The man who had information was at his best. In low tones he described the whole affair. “That was the kid’s room in the corner there. He had measles or somethin,’ and this coon Johnson was a-settin’ up with ‘im, and Johnson got sleepy or somethin’ and upset the lamp, and the doctor he was down in his office, and he came running up, and they all got burned together till they dragged ‘em out.”
The name of Henry Johnson became suddenly the title of a saint to the little boys. The one who thought of it first could, by quoting it in an argument, at once overthrow his antagonist, whether it applied to the subject or whether it did not.
“Nigger, nigger, never die.
Black face and shiny eye.”
Boys who had called this odious couplet in the rear of Johnson’s march buried the fact at the bottom of their hearts. Later in the day Miss Bella Farragut, of No.7 Watermelon Alley, announced that she had been engaged to marry Mr. Henry Johnson.
If The Monster sincerely attacks racism, it does so here. These boys bury that “odious couplet” out of shame, not genuine contrition. It will be deployed again soon enough, once the balance of popular opinion levels itself, again, in Whilomville. But notice this. Everyone comes in for ridicule of one sort or another. Crane cannot let even Bella Farragut of No. 7 Watermelon Alley alone. She’s made ridiculous for shining in the borrowed light of her former suitor, as she was earlier ridiculed, in classic minstrel-show style, for her gait, her way of talking, her vanity, her imitation of white civilities, and, in fact, for comporting herself like a “monkey.” Those are Crane’s aspersions.

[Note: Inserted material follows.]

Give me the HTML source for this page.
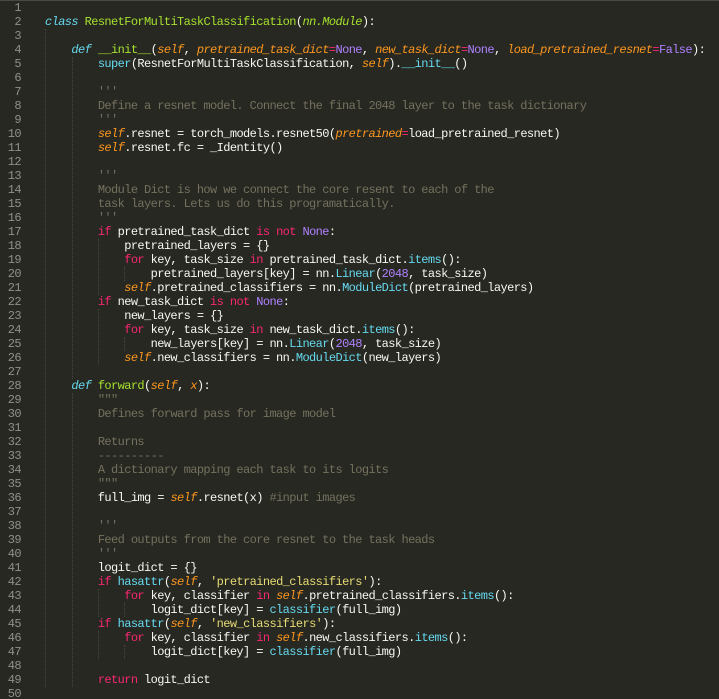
<!DOCTYPE html>
<html><head><meta charset="utf-8"><style>
html,body{margin:0;padding:0;background:#272822;width:719px;height:699px;overflow:hidden}
#ed{position:relative;width:719px;height:699px;background:#272822;border-top:1px solid #4a4a45;box-sizing:border-box}
pre{margin:0;position:absolute;top:0px;font-family:"Liberation Mono",monospace;font-size:12px;letter-spacing:-0.6px;line-height:14px;color:#F8F8F2}
#ln{left:0;width:21px;text-align:right;color:#8F908A}
#code{left:45px}
.k{color:#F92672}.f{color:#66D9EF}.c{color:#A6E22E}.p{color:#FD971F;font-style:italic}.n{color:#AE81FF}.m{color:#75715E}.s{color:#E6DB74}.i{color:#66D9EF;font-style:italic}.ci{color:#A6E22E;font-style:italic}
.g{position:absolute;width:0;border-left:1px dotted #464741}
</style></head><body><div id="ed">
<div class="g" style="left:45px;top:28px;height:658px"></div>
<div class="g" style="left:72px;top:56px;height:322px"></div>
<div class="g" style="left:72px;top:392px;height:294px"></div>
<div class="g" style="left:98px;top:238px;height:56px"></div>
<div class="g" style="left:98px;top:308px;height:56px"></div>
<div class="g" style="left:98px;top:588px;height:28px"></div>
<div class="g" style="left:98px;top:630px;height:28px"></div>
<div class="g" style="left:124px;top:266px;height:14px"></div>
<div class="g" style="left:124px;top:336px;height:14px"></div>
<div class="g" style="left:124px;top:602px;height:14px"></div>
<div class="g" style="left:124px;top:644px;height:14px"></div>
<pre id="ln">1
2
3
4
5
6
7
8
9
10
11
12
13
14
15
16
17
18
19
20
21
22
23
24
25
26
27
28
29
30
31
32
33
34
35
36
37
38
39
40
41
42
43
44
45
46
47
48
49
50</pre>
<pre id="code"> 
<span class="i">class</span> <span class="c">ResnetForMultiTaskClassification</span>(<span class="ci">nn.Module</span>):

    <span class="i">def</span> <span class="c">__init__</span>(<span class="p">self</span>, <span class="p">pretrained_task_dict</span><span class="k">=</span><span class="n">None</span>, <span class="p">new_task_dict</span><span class="k">=</span><span class="n">None</span>, <span class="p">load_pretrained_resnet</span><span class="k">=</span><span class="n">False</span>):
        <span class="f">super</span>(ResnetForMultiTaskClassification, <span class="p">self</span>).<span class="f">__init__</span>()

        <span class="m">'''</span>
        <span class="m">Define a resnet model. Connect the final 2048 layer to the task dictionary</span>
        <span class="m">'''</span>
        <span class="p">self</span>.resnet = torch_models.resnet50(<span class="p">pretrained</span><span class="k">=</span>load_pretrained_resnet)
        <span class="p">self</span>.resnet.fc = _Identity()

        <span class="m">'''</span>
        <span class="m">Module Dict is how we connect the core resent to each of the</span>
        <span class="m">task layers. Lets us do this programatically.</span>
        <span class="m">'''</span>
        <span class="k">if</span> pretrained_task_dict <span class="k">is</span> <span class="k">not</span> <span class="n">None</span>:
            pretrained_layers = {}
            <span class="k">for</span> key, task_size <span class="k">in</span> pretrained_task_dict.<span class="f">items</span>():
                pretrained_layers[key] = nn.<span class="f">Linear</span>(<span class="n">2048</span>, task_size)
            <span class="p">self</span>.pretrained_classifiers = nn.<span class="f">ModuleDict</span>(pretrained_layers)
        <span class="k">if</span> new_task_dict <span class="k">is</span> <span class="k">not</span> <span class="n">None</span>:
            new_layers = {}
            <span class="k">for</span> key, task_size <span class="k">in</span> new_task_dict.<span class="f">items</span>():
                new_layers[key] = nn.<span class="f">Linear</span>(<span class="n">2048</span>, task_size)
            <span class="p">self</span>.new_classifiers = nn.<span class="f">ModuleDict</span>(new_layers)

    <span class="i">def</span> <span class="c">forward</span>(<span class="p">self</span>, <span class="p">x</span>):
        <span class="m">"""</span>
        <span class="m">Defines forward pass for image model</span>

        <span class="m">Returns</span>
        <span class="m">----------</span>
        <span class="m">A dictionary mapping each task to its logits</span>
        <span class="m">"""</span>
        full_img = <span class="p">self</span>.resnet(x) <span class="m">#input images</span>

        <span class="m">'''</span>
        <span class="m">Feed outputs from the core resnet to the task heads</span>
        <span class="m">'''</span>
        logit_dict = {}
        <span class="k">if</span> <span class="f">hasattr</span>(<span class="p">self</span>, <span class="s">'pretrained_classifiers'</span>):
            <span class="k">for</span> key, classifier <span class="k">in</span> <span class="p">self</span>.pretrained_classifiers.<span class="f">items</span>():
                logit_dict[key] = <span class="f">classifier</span>(full_img)
        <span class="k">if</span> <span class="f">hasattr</span>(<span class="p">self</span>, <span class="s">'new_classifiers'</span>):
            <span class="k">for</span> key, classifier <span class="k">in</span> <span class="p">self</span>.new_classifiers.<span class="f">items</span>():
                logit_dict[key] = <span class="f">classifier</span>(full_img)

        <span class="k">return</span> logit_dict
</pre>
</div></body></html>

I’ll not let him off the hook by chalking them up to “the narrator.” In short, Crane himself assimilates African-American lives to ready-made categories, to anecdotes. That “odious couplet,” though here apparently condemned, somehow pervades the whole of the novella, as the ghost of Banquo haunts Macbeth. But read that couplet now as follows.
“Nigger, nigger, never die.
Black face, unwinking eye.”
†† N.B. In the passage from The Monster quoted above appears a reference to “the shimmering blue of the electric arc lamps” illuminating “the main street of the town.” These arc-lamps come up no fewer than tree times during the early chapters of the novella; they are weirdly salient. Add to this the “lawn-care” on which Crane lays so much emphasis in connection with Dr. Trescott, and I believe we can say that The Monster, whatever else it may be, is among the first novels of “suburbia” in our literature.